In 1971, Illich published Deschooling Society, arguing that compulsory education had confused learning with schooling. The system, he wrote, taught students to identify personal growth with institutional processing and to believe that what is not measured has not happened.2 The book did not argue against learning. It argued that the institution designed to promote learning had become its primary obstacle.

1971
The year Illich published Deschooling Society, arguing that schools taught dependence on institutions.

Illich extended the argument to other institutions. Medical Nemesis (1975) argued that professional medicine had reached a point where it generated as much illness as it cured, a condition he called iatrogenesis.3 Tools for Conviviality (1973) proposed a distinction between tools that enhance personal capacity and tools that reduce people to operators serving the tool’s own logic.

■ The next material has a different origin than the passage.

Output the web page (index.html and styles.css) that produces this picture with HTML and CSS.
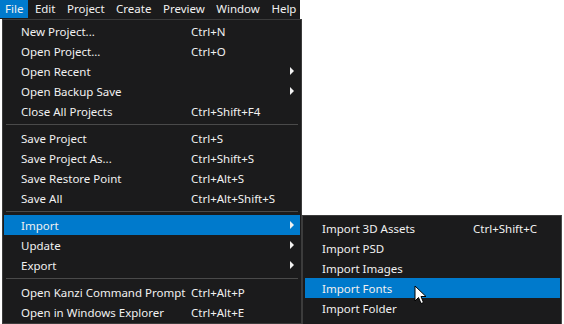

His concept of "radical monopoly" described how certain institutions eliminate alternatives rather than compete with them. Once compulsory schooling exists, self-directed learning loses legitimacy. Once professional medicine dominates, communities lose the capacity to care for themselves.4 Illich died in Bremen, Germany, in 2002.

1961
Illich founded the Centro Intercultural de Documentación in Cuernavaca, Mexico.
1971
Deschooling Society argued that compulsory education confused learning with institutional processing.
1973
Tools for Conviviality distinguished between tools that enhance capacity and tools that reduce people to operators.
1975
Medical Nemesis argued that professional medicine had begun generating illness alongside curing it.
1 Todd Hartch, The Prophet of Cuernavaca: Ivan Illich and the Crisis of the West (New York: Oxford University Press, 2015).
2 Ivan Illich, Deschooling Society (New York: Harper and Row, 1971).
3 Ivan Illich, Medical Nemesis: The Expropriation of Health (London: Calder and Boyars, 1975).
4 Ivan Illich, Tools for Conviviality (New York: Harper and Row, 1973).